A majority of the panel had disagreed with Keating's remarks, and some members had gently encouraged him to step aside to end the conflict with Mahony. "When there's rhetoric back and forth, it doesn't help overall to get cooperation," said Illinois Appellate Court Justice Anne M. Burke. In a teleconference yesterday that did not include Keating, board members agreed to have Burke serve as the panel's acting chairman.

But some experts on the church said Keating's resignation was nonetheless a public relations debacle that made the bishops appear thin-skinned and recalcitrant.

"If they're offended because he compared them to the Mafia, it's welcome to the real world, bishops," said David O'Brien, director of the Center for Religion, Ethics and Culture at the College of the Holy Cross in Massachusetts. "People in public life have to deal with this kind of thing all the time."

Bishop Wilton D. Gregory of Belleville, Ill., president of the U.S. Conference of Catholic Bishops, accepted Keating's resignation and praised his efforts. "Because the task you took on was unprecedented and had to be carried out in an intense environment which gives rise to strong emotions under the close observation of the media, there were bound to be moments of difficulty," Gregory wrote to Keating.

Keating also made clear that he holds no bitterness toward Gregory.

"Most of America's bishops are fully supportive of the Board's efforts. They have led and led well and have stood up for virtue," Keating wrote. "Your own leadership has been extraordinary and courageous. You are a model of the Good Shepherd."

Keating's resignation takes effect immediately, but no successor was named. The choice is certain to be a topic of conversation when the nation's bishops meet in St. Louis for their semi-annual convention Thursday through Saturday. But the decision is up to Gregory.

Some board members said they believe Gregory is likely to name a current member to ensure continuity. Among the leading contenders, they said, are Burke and Leon E. Panetta, the former Democratic congressman from California who served as chief of staff in the Clinton White House from 1994 to 1997.

Keating, 59, a Republican, completed two terms as Oklahoma's governor in 2002. Unable to run again because of term limits, he moved to Washington and took a job this year as president of the American Council of Life Insurers.

He had told board members that the demands of the new job were limiting the time he could spend on the all-volunteer board, and wrote in his resignation letter that he had intended to relinquish the chairmanship after one year, a period that ends this week.

But his resignation also followed a war of words with Mahony last week over the hesitation by California's bishops to provide information for a statistical study commissioned by the board. The $250,000 study is designed to determine how many priests have been accused of child sexual abuse since 1950, how those cases were handled and how much they cost the church in lawsuits, counseling and legal fees.

In an interview published in the Los Angeles Times last Thursday, Keating said Mahony had led California's bishops in an effort to derail the study. "To act like La Cosa Nostra and hide and suppress, I think, is very unhealthy. Eventually it will all come out," he said.

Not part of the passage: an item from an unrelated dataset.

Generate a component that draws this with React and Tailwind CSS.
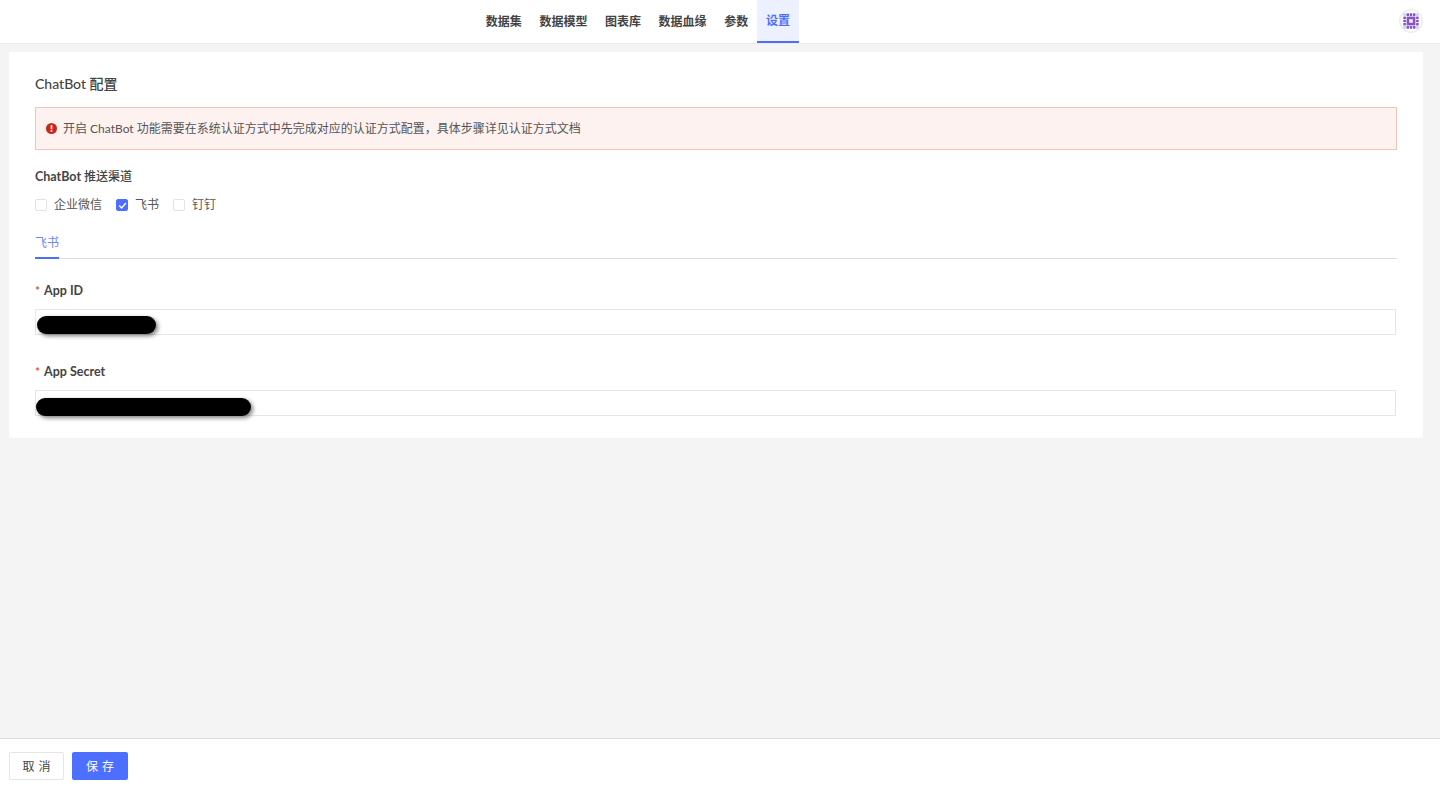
const font = { fontFamily: 'Lato, "Noto Sans CJK SC", sans-serif' };
const tabs = ["数据集", "数据模型", "图表库", "数据血缘", "参数"];

function Logo() {
  const dots = [];
  for (let y = 0; y < 5; y++) {
    for (let x = 0; x < 5; x++) {
      const corner = (x === 0 || x === 4) && (y === 0 || y === 4);
      const center = x > 0 && x < 4 && y > 0 && y < 4;
      if (!center) dots.push(<rect key={x + "-" + y} x={4.3 + x * 3.2} y={4.3 + y * 3.2} width="2.6" height="2.6" rx="0.6" fill={corner ? "#d9c8ee" : "#8355c4"} />);
    }
  }
  return (
    <svg width="24" height="24" viewBox="0 0 24 24">
      <circle cx="12" cy="12" r="11.2" fill="#fff" stroke="#ececec" strokeWidth="1.4" />
      {dots}
      <rect x="7.6" y="7.6" width="8.8" height="8.8" fill="#8355c4" />
      <rect x="10.2" y="10.2" width="3.6" height="3.6" fill="#f3eefa" />
    </svg>
  );
}

function Check({ label, checked }) {
  return (
    <label className="flex items-center">
      <span className={`flex h-[12px] w-[12px] items-center justify-center rounded-[2px] border ${checked ? "border-[#4c6fff] bg-[#4c6fff]" : "border-[#e3e3e3] bg-white"}`}>
        {checked && <svg width="9" height="9" viewBox="0 0 9 9"><path d="M1.2 4.6 3.6 7 7.9 2" fill="none" stroke="#fff" strokeWidth="1.4" /></svg>}
      </span>
      <span className="ml-[7px] text-[12px] leading-[18px] text-[#555]">{label}</span>
    </label>
  );
}

function Field({ label, blob, className }) {
  return (
    <div className={className}>
      <div className="flex h-[18px] items-center text-[12.5px] font-bold text-[#444]">
        <span className="mr-[5px] w-[4px] text-[12px] text-[#e2552f]">*</span>{label}
      </div>
      <div className="relative mt-[9px] h-[26px] w-[1361px] border border-[#e6e6e6] bg-white">
        <div className={`absolute rounded-full bg-black shadow-[2px_2px_4px_rgba(0,0,0,0.5)] ${blob}`} />
      </div>
    </div>
  );
}

export default function App() {
  return (
    <div style={font} className="flex h-[789px] flex-col overflow-hidden bg-[#f4f4f4]">
      <header className="relative flex h-[44px] shrink-0 justify-center border-b border-[#ebebeb] bg-white pr-[164px]">
        <nav className="flex">
          {tabs.map((t) => (
            <div key={t} className="flex h-[43px] items-center px-[8.8px] text-[12px] font-semibold text-[#444]">{t}</div>
          ))}
          <div className="flex h-[43px] items-center border-b-2 border-[#4c6fff] bg-[#edf0ff] px-[9px] text-[12px] font-semibold text-[#4c6fff]">设置</div>
        </nav>
        <div className="absolute right-[17px] top-[9px]"><Logo /></div>
      </header>
      <main className="flex-1 px-[9px] pt-[8px]">
        <section className="h-[386px] w-[1414px] rounded-[2px] bg-white px-[26px] pt-[22px]">
          <h1 className="text-[14px] font-medium leading-[20px] text-[#444]">ChatBot 配置</h1>
          <div className="mt-[13px] flex h-[43px] w-[1362px] items-center border border-[#f0c4b8] bg-[#fdf2f0] pl-[10px] text-[12px] text-[#555]">
            <svg width="11" height="11" viewBox="0 0 12 12" className="mr-[6px]">
              <circle cx="6" cy="6" r="6" fill="#c9281c" />
              <rect x="5.1" y="2.4" width="1.8" height="4.4" fill="#fff" />
              <rect x="5.1" y="7.8" width="1.8" height="1.8" fill="#fff" />
            </svg>
            开启 ChatBot 功能需要在系统认证方式中先完成对应的认证方式配置，具体步骤详见认证方式文档
          </div>
          <div className="mt-[18px] text-[12px] font-medium leading-[18px] text-[#444]"><span className="text-[12.5px] font-bold">ChatBot</span> 推送渠道</div>
          <div className="mt-[10px] flex gap-[14px]">
            <Check label="企业微信" />
            <Check label="飞书" checked />
            <Check label="钉钉" />
          </div>
          <div className="mt-[16px] h-[29px] w-[1362px] border-b border-[#ddd]">
            <div className="h-[29px] w-[24px] border-b-2 border-[#4c6fff] pt-[4px] text-[12px] leading-[18px] text-[#6d87ff]">飞书</div>
          </div>
          <Field className="mt-[23px]" label="App ID" blob="left-[1px] top-[6px] h-[18px] w-[119px]" />
          <Field className="mt-[28px]" label="App Secret" blob="left-0 top-[7px] h-[18px] w-[215px]" />
        </section>
      </main>
      <footer className="flex h-[51px] shrink-0 items-start gap-[8px] border-t border-[#dcdcdc] bg-white pl-[9px] pt-[13px]">
        <button className="h-[28px] w-[55px] rounded-[2px] border border-[#e6e6e6] bg-white pl-[4px] pt-[1px] text-[12px] tracking-[4px] text-[#444]">取消</button>
        <button className="h-[28px] w-[56px] rounded-[2px] bg-[#4c6fff] pl-[4px] pt-[1px] text-[12px] tracking-[4px] text-white">保存</button>
      </footer>
    </div>
  );
}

The cardinal responded that Keating's Mafia comparison was "the last straw." Last Friday, he said the former governor should step down voluntarily or face a vote of no confidence when the bishops gather in St. Louis.

The bishops' conference established the review board a year ago at a pivotal meeting in Dallas, in which they promised to remove permanently from ministry any priest who has sexually abused a minor.

Although the goal was to ensure the bishops' credibility, there were tensions from the start. Burke said the bishops wanted a 25-member panel that included at least one priest, but the initial lay members, including Keating, insisted on no more than 15 people, all lay Catholics.

On the day he was appointed, Keating said that some bishops probably should be prosecuted. Several weeks later, he antagonized the bishops again by suggesting that Catholics in some dioceses should withhold donations to force change.

After those remarks, some members of the board prevailed on Keating to speak out less. He did so for several months, until California's bishops voted in May to call for an immediate halt to the board's research study, saying it could help plaintiffs' attorneys and violate state privacy laws.

The California bishops said last week that they had worked out some procedures to ensure privacy and will now cooperate with the study.